**Aim**. Return every line of the data below that includes the string "React".
======== Dataset excerpt ========
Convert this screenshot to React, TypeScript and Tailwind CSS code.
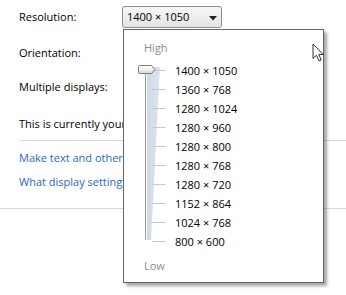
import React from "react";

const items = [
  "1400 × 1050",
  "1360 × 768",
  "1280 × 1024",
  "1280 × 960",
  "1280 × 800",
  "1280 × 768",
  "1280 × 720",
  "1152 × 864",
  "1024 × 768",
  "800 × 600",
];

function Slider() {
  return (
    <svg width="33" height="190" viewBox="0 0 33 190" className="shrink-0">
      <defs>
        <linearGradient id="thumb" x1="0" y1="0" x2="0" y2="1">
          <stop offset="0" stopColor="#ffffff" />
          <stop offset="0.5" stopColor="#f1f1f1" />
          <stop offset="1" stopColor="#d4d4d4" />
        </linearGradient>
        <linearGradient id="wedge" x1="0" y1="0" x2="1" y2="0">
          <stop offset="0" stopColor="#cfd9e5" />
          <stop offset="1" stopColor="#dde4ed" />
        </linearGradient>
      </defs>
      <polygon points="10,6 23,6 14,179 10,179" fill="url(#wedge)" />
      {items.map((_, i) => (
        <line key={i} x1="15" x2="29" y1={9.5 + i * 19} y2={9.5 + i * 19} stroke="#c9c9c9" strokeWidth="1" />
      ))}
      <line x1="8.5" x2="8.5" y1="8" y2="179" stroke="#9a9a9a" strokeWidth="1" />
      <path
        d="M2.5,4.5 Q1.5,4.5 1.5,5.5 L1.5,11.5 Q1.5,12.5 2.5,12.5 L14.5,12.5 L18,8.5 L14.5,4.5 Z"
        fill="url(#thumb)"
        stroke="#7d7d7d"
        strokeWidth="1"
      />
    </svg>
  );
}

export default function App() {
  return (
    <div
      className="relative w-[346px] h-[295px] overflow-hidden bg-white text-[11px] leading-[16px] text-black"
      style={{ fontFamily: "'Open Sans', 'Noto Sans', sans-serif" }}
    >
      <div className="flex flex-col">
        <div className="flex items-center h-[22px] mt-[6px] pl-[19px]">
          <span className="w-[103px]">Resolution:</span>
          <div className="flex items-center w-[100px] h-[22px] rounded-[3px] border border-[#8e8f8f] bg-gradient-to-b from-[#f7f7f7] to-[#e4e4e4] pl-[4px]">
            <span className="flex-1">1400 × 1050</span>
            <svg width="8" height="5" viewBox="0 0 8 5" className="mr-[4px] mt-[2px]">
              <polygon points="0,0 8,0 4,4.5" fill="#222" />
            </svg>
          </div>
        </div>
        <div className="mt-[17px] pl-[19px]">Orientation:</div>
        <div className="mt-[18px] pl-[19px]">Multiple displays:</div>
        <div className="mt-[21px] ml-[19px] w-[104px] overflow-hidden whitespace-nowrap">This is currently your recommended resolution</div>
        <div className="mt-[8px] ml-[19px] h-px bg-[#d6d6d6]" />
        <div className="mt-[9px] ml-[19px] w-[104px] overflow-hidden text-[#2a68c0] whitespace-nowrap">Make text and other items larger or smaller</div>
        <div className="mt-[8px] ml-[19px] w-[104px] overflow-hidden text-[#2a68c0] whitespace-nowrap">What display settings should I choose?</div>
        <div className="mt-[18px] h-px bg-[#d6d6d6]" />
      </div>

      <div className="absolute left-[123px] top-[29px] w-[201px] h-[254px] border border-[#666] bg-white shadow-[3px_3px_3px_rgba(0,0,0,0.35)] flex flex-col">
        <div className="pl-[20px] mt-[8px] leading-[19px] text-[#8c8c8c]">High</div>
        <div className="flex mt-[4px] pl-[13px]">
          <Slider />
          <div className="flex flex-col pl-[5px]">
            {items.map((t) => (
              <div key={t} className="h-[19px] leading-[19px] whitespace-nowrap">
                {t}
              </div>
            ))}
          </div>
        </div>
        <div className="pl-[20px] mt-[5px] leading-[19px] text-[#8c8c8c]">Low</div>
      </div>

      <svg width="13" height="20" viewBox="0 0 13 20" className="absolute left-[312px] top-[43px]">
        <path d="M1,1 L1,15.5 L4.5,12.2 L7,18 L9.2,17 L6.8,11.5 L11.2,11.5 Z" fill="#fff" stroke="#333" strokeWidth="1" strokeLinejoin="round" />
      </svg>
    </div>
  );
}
========
**The response**.
Convert this screenshot to React, TypeScript and Tailwind CSS code.
import React from "react";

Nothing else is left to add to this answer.